◆ GIVEN EXERCISE:
Carry none of the pictures over; write out the complete data exactly.

○ ○ ○ ○

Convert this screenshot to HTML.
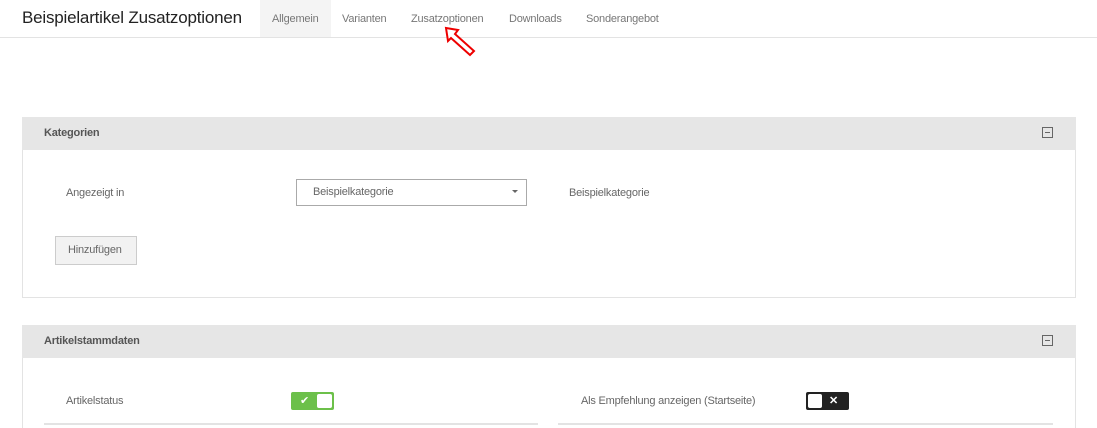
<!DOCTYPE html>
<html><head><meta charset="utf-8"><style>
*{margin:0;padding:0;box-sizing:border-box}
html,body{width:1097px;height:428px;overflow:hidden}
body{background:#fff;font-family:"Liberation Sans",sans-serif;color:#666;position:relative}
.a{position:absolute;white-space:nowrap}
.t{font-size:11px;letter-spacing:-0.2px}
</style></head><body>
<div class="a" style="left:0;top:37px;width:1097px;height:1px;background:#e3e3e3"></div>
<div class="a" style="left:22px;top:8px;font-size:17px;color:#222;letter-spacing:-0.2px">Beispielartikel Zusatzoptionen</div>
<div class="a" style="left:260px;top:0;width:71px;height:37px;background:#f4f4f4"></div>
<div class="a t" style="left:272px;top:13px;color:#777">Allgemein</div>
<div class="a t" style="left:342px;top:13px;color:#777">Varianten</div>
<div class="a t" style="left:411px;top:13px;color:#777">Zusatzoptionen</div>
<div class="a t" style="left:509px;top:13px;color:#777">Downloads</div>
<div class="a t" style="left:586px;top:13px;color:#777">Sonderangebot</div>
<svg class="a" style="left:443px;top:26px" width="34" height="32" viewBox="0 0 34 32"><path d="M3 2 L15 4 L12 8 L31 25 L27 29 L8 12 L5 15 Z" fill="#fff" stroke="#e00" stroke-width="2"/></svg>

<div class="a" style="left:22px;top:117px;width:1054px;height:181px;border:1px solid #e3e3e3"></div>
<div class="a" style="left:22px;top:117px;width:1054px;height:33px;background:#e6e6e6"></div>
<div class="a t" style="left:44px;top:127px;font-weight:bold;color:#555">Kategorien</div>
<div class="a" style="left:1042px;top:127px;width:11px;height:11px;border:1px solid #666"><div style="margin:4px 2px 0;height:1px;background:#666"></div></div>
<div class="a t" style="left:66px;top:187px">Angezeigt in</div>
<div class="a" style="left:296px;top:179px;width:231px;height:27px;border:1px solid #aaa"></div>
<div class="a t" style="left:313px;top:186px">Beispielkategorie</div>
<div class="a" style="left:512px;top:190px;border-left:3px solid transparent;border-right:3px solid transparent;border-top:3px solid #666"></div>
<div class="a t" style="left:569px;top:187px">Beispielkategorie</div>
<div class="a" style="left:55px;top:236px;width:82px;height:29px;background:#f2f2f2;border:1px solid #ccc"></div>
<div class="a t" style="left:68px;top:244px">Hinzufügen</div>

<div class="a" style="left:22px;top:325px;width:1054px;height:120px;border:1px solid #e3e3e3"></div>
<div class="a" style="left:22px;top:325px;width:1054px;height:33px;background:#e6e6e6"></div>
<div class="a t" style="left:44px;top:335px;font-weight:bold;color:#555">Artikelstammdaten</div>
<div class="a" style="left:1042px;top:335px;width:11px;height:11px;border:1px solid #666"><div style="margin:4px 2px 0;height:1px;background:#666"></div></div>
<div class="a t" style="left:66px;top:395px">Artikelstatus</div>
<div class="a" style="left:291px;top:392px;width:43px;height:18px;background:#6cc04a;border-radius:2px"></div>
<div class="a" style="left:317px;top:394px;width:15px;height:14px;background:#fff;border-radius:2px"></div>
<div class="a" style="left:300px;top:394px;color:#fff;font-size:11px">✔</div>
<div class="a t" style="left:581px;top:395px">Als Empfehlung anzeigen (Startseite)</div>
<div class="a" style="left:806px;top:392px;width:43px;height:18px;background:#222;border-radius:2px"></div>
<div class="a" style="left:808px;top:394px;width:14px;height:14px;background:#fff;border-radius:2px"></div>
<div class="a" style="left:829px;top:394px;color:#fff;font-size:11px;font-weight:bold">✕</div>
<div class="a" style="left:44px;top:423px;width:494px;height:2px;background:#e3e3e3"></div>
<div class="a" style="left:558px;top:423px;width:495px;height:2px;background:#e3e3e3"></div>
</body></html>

○ ○ ○ ○

◆ EXERCISE RESPONSE:
Convert this screenshot to HTML.
<!DOCTYPE html>
<html><head><meta charset="utf-8"><style>
*{margin:0;padding:0;box-sizing:border-box}
html,body{width:1097px;height:428px;overflow:hidden}
body{background:#fff;font-family:"Liberation Sans",sans-serif;color:#666;position:relative}
.a{position:absolute;white-space:nowrap}
.t{font-size:11px;letter-spacing:-0.2px}
</style></head><body>
<div class="a" style="left:0;top:37px;width:1097px;height:1px;background:#e3e3e3"></div>
<div class="a" style="left:22px;top:8px;font-size:17px;color:#222;letter-spacing:-0.2px">Beispielartikel Zusatzoptionen</div>
<div class="a" style="left:260px;top:0;width:71px;height:37px;background:#f4f4f4"></div>
<div class="a t" style="left:272px;top:13px;color:#777">Allgemein</div>
<div class="a t" style="left:342px;top:13px;color:#777">Varianten</div>
<div class="a t" style="left:411px;top:13px;color:#777">Zusatzoptionen</div>
<div class="a t" style="left:509px;top:13px;color:#777">Downloads</div>
<div class="a t" style="left:586px;top:13px;color:#777">Sonderangebot</div>
<svg class="a" style="left:443px;top:26px" width="34" height="32" viewBox="0 0 34 32"><path d="M3 2 L15 4 L12 8 L31 25 L27 29 L8 12 L5 15 Z" fill="#fff" stroke="#e00" stroke-width="2"/></svg>

<div class="a" style="left:22px;top:117px;width:1054px;height:181px;border:1px solid #e3e3e3"></div>
<div class="a" style="left:22px;top:117px;width:1054px;height:33px;background:#e6e6e6"></div>
<div class="a t" style="left:44px;top:127px;font-weight:bold;color:#555">Kategorien</div>
<div class="a" style="left:1042px;top:127px;width:11px;height:11px;border:1px solid #666"><div style="margin:4px 2px 0;height:1px;background:#666"></div></div>
<div class="a t" style="left:66px;top:187px">Angezeigt in</div>
<div class="a" style="left:296px;top:179px;width:231px;height:27px;border:1px solid #aaa"></div>
<div class="a t" style="left:313px;top:186px">Beispielkategorie</div>
<div class="a" style="left:512px;top:190px;border-left:3px solid transparent;border-right:3px solid transparent;border-top:3px solid #666"></div>
<div class="a t" style="left:569px;top:187px">Beispielkategorie</div>
<div class="a" style="left:55px;top:236px;width:82px;height:29px;background:#f2f2f2;border:1px solid #ccc"></div>
<div class="a t" style="left:68px;top:244px">Hinzufügen</div>

<div class="a" style="left:22px;top:325px;width:1054px;height:120px;border:1px solid #e3e3e3"></div>
<div class="a" style="left:22px;top:325px;width:1054px;height:33px;background:#e6e6e6"></div>
<div class="a t" style="left:44px;top:335px;font-weight:bold;color:#555">Artikelstammdaten</div>
<div class="a" style="left:1042px;top:335px;width:11px;height:11px;border:1px solid #666"><div style="margin:4px 2px 0;height:1px;background:#666"></div></div>
<div class="a t" style="left:66px;top:395px">Artikelstatus</div>
<div class="a" style="left:291px;top:392px;width:43px;height:18px;background:#6cc04a;border-radius:2px"></div>
<div class="a" style="left:317px;top:394px;width:15px;height:14px;background:#fff;border-radius:2px"></div>
<div class="a" style="left:300px;top:394px;color:#fff;font-size:11px">✔</div>
<div class="a t" style="left:581px;top:395px">Als Empfehlung anzeigen (Startseite)</div>
<div class="a" style="left:806px;top:392px;width:43px;height:18px;background:#222;border-radius:2px"></div>
<div class="a" style="left:808px;top:394px;width:14px;height:14px;background:#fff;border-radius:2px"></div>
<div class="a" style="left:829px;top:394px;color:#fff;font-size:11px;font-weight:bold">✕</div>
<div class="a" style="left:44px;top:423px;width:494px;height:2px;background:#e3e3e3"></div>
<div class="a" style="left:558px;top:423px;width:495px;height:2px;background:#e3e3e3"></div>
</body></html>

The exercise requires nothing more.